We successfully prepared three single oxides (SnO₂, WO₃, and TiO₂)_, three mixed oxides W-Sn with different Sn content, and three mixed oxides Ti-Sn with different Sn content, obtaining a single crystalline phase for each material. The behaviors of these materials were investigated by means of IR and UV−Vis spectroscopies in a reducing atmosphere to enlighten the electronic properties and the defects that are involved in the gas sensing. By coupling these results with those obtained from the electrical characterization, we can describe the sensing behavior of these oxides.
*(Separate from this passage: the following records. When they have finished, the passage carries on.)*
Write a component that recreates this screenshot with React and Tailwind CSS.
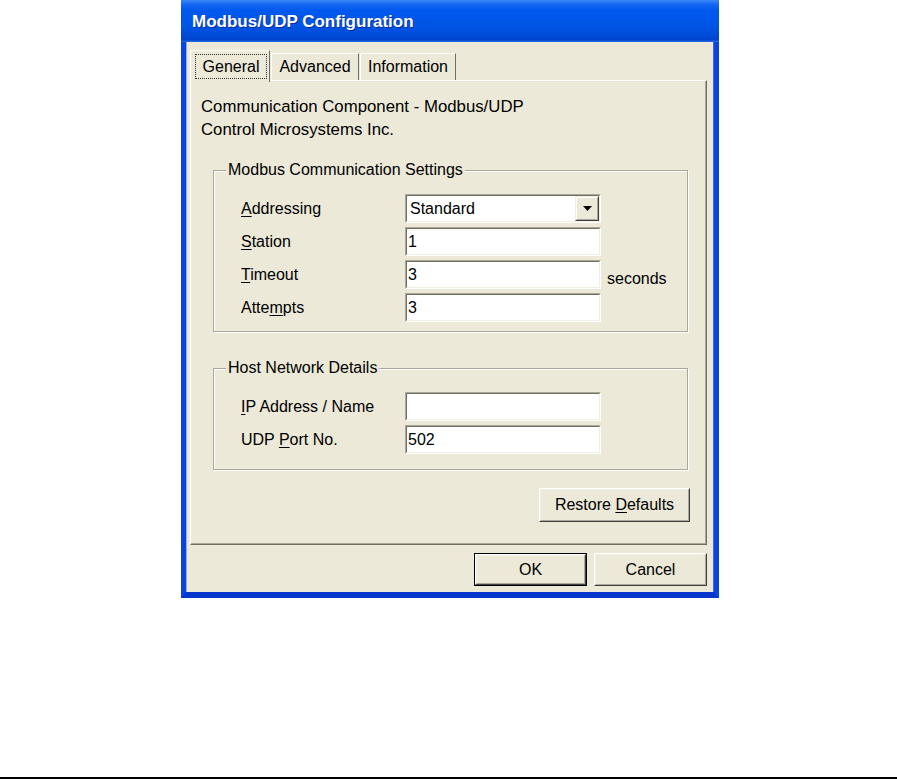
import React from 'react'

const U = ({ children }) => <span className="underline decoration-1 underline-offset-[2px]">{children}</span>

function Field({ children, select }) {
  return (
    <div className="w-[196px] h-[29px] border border-t-[#ACA899] border-l-[#ACA899] border-b-white border-r-white">
      <div className="h-full flex items-center bg-white border border-t-[#716F64] border-l-[#716F64] border-b-[#F1EFE2] border-r-[#F1EFE2]">
        <span className={select ? 'flex-1 pl-[3px]' : 'flex-1 pl-[1px]'}>{children}</span>
        {select && (
          <div className="w-[24px] h-full border border-t-[#F1EFE2] border-l-[#F1EFE2] border-b-[#404040] border-r-[#404040]">
            <div className="h-full flex items-center justify-center bg-[#ECE9D8] border border-t-white border-l-white border-b-[#ACA899] border-r-[#ACA899]">
              <svg width="9" height="5" viewBox="0 0 9 5">
                <polygon points="0,0 9,0 4.5,5" fill="#000" />
              </svg>
            </div>
          </div>
        )}
      </div>
    </div>
  )
}

function Button({ children, className, isDefault }) {
  return (
    <div className={(isDefault ? 'border border-black ' : '') + className}>
      <div className="h-full border border-t-white border-l-white border-b-[#404040] border-r-[#404040]">
        <div className="h-full flex items-center justify-center bg-[#ECE9D8] border border-t-[#F1EFE2] border-l-[#F1EFE2] border-b-[#ACA899] border-r-[#ACA899]">
          <span>{children}</span>
        </div>
      </div>
    </div>
  )
}

function Row({ label, children, after }) {
  return (
    <div className="h-[29px] flex items-center">
      <div className="w-[164px]">{label}</div>
      {children}
      {after && <div className="ml-[6px] mt-[8px]">{after}</div>}
    </div>
  )
}

function Group({ title, className, pb, children }) {
  return (
    <fieldset className={'ml-[22px] w-[475px] border border-[#ACA899] shadow-[1px_1px_0_#fff,inset_1px_1px_0_#fff] ' + className}>
      <legend className="ml-[12px] px-[2px] leading-[20px] bg-[#ECE9D8]">{title}</legend>
      <div className={'pl-[27px] pt-[14px] flex flex-col gap-[4px] ' + pb}>{children}</div>
    </fieldset>
  )
}

export default function App() {
  return (
    <div className="w-[897px] h-[779px] bg-white flex flex-col font-['Liberation_Sans',Arial,sans-serif] text-[16px] leading-[20px] text-black">
      <div className="ml-[181px] w-[538px] h-[598px] flex flex-col">
        {/* title bar */}
        <div className="h-[42px] pl-[11px] pt-[12px] bg-[linear-gradient(to_bottom,#3D8AF7_0%,#1567F2_10%,#0058EE_25%,#0055E5_60%,#0049D6_88%,#0043CC_95%,#2A6FE8_100%)]">
          <span className="text-white font-bold text-[17px] leading-[20px] [text-shadow:1px_1px_0_#0A2A9A]">Modbus/UDP Configuration</span>
        </div>

        {/* frame + client */}
        <div className="flex-1 flex flex-col border-x-[5px] border-b-[6px] border-x-[#0A45E2] border-b-[#0736CC]">
          <div className="flex-1 flex flex-col bg-[#ECE9D8] pt-[8px] pl-[4px] pr-[7px] shadow-[inset_1px_0_0_#8FB0F0,inset_-1px_0_0_#3A6CE6]">
            {/* tabs */}
            <div className="h-[30px] flex items-end">
              <div className="relative z-10 w-[80px] h-[32px] -mb-[2px] bg-[#ECE9D8] border-l border-t border-white rounded-tl-[2px] border-r border-r-[#716F64] pt-[3px] pl-[4px] pr-[2px] pb-[4px]">
                <div className="h-[25px] flex items-center justify-center border border-dotted border-[#333]">General</div>
              </div>
              <div className="ml-[1px] w-[88px] h-[27px] flex items-center justify-center border-l border-t border-white rounded-tl-[2px] border-r border-r-[#716F64]">Advanced</div>
              <div className="ml-[1px] w-[96px] h-[27px] flex items-center justify-center border-l border-t border-white rounded-tl-[2px] border-r border-r-[#716F64]">Information</div>
            </div>

            {/* tab panel */}
            <div className="h-[465px] flex flex-col border-l border-t border-white border-r border-b border-r-[#716F64] border-b-[#716F64]">
              <div className="flex-1 flex flex-col border-r border-b border-r-[#ACA899] border-b-[#ACA899]">
                <div className="pl-[10px] pt-[14px] leading-[23px]">
                  <div className="text-[16.8px]">Communication Component - Modbus/UDP</div>
                  <div className="text-[16.8px]">Control Microsystems Inc.</div>
                </div>

                <Group title="Modbus Communication Settings" className="mt-[19px]" pb="pb-[9px]">
                  <Row label={<><U>A</U>ddressing</>}>
                    <Field select>Standard</Field>
                  </Row>
                  <Row label={<><U>S</U>tation</>}>
                    <Field>1</Field>
                  </Row>
                  <Row label={<><U>T</U>imeout</>} after="seconds">
                    <Field>3</Field>
                  </Row>
                  <Row label={<>Atte<U>m</U>pts</>}>
                    <Field>3</Field>
                  </Row>
                </Group>

                <Group title="Host Network Details" className="mt-[26px]" pb="pb-[15px]">
                  <Row label={<><U>I</U>P Address / Name</>}>
                    <Field></Field>
                  </Row>
                  <Row label={<>UDP <U>P</U>ort No.</>}>
                    <Field>502</Field>
                  </Row>
                </Group>

                <div className="mt-[18px] pr-[15px] flex justify-end">
                  <Button className="w-[151px] h-[34px]">Restore <U>D</U>efaults</Button>
                </div>
              </div>
            </div>

            {/* dialog buttons */}
            <div className="mt-[8px] h-[33px] flex justify-end gap-[7px]">
              <Button isDefault className="w-[113px] h-[33px]">OK</Button>
              <Button className="w-[113px] h-[33px]">Cancel</Button>
            </div>
          </div>
        </div>
      </div>
      <div className="flex-1" />
      <div className="h-[2px] bg-black" />
    </div>
  )
}
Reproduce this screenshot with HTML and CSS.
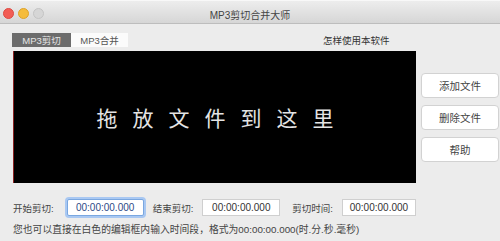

The spectroscopic characterization highlighted the presence of defect levels deeper in the band gap for WO₃ with respect to those of SnO₂. This is in agreement with the higher conductance, the lower energy barrier and the reduced sensitivity to CO in WO₃. Among the W-Sn mixed oxides, WS10 behaved like WO₃, WS90 behaved like SnO₂, and WS30 is in-between. For these oxides, the Schottky barrier conduction mechanism well describes their behavior.

In the case of the TiO₂ and Ti-Sn mixed oxides, their conductance decreases with the Ti content. TS90 showed a behavior similar to that of SnO₂, while the TS70 and TS50 ones similar to that of TiO₂. In this case, for which the barrier height in CO is above that in air, the Schottky barrier conduction mechanism cannot completely describe this behavior. A second mechanism must be taken into account for which the CO reacts with the surface lattice oxygen atoms. The bound electrons of these atoms enter in the conduction band without affecting the barrier height, but only, the bulk conductance.

Finally, the possibility to describe the processes that are involved in the detection mechanism of the sensors with a method of combined characterizations was shown. This method can be applied to every functional material and every gas of interest.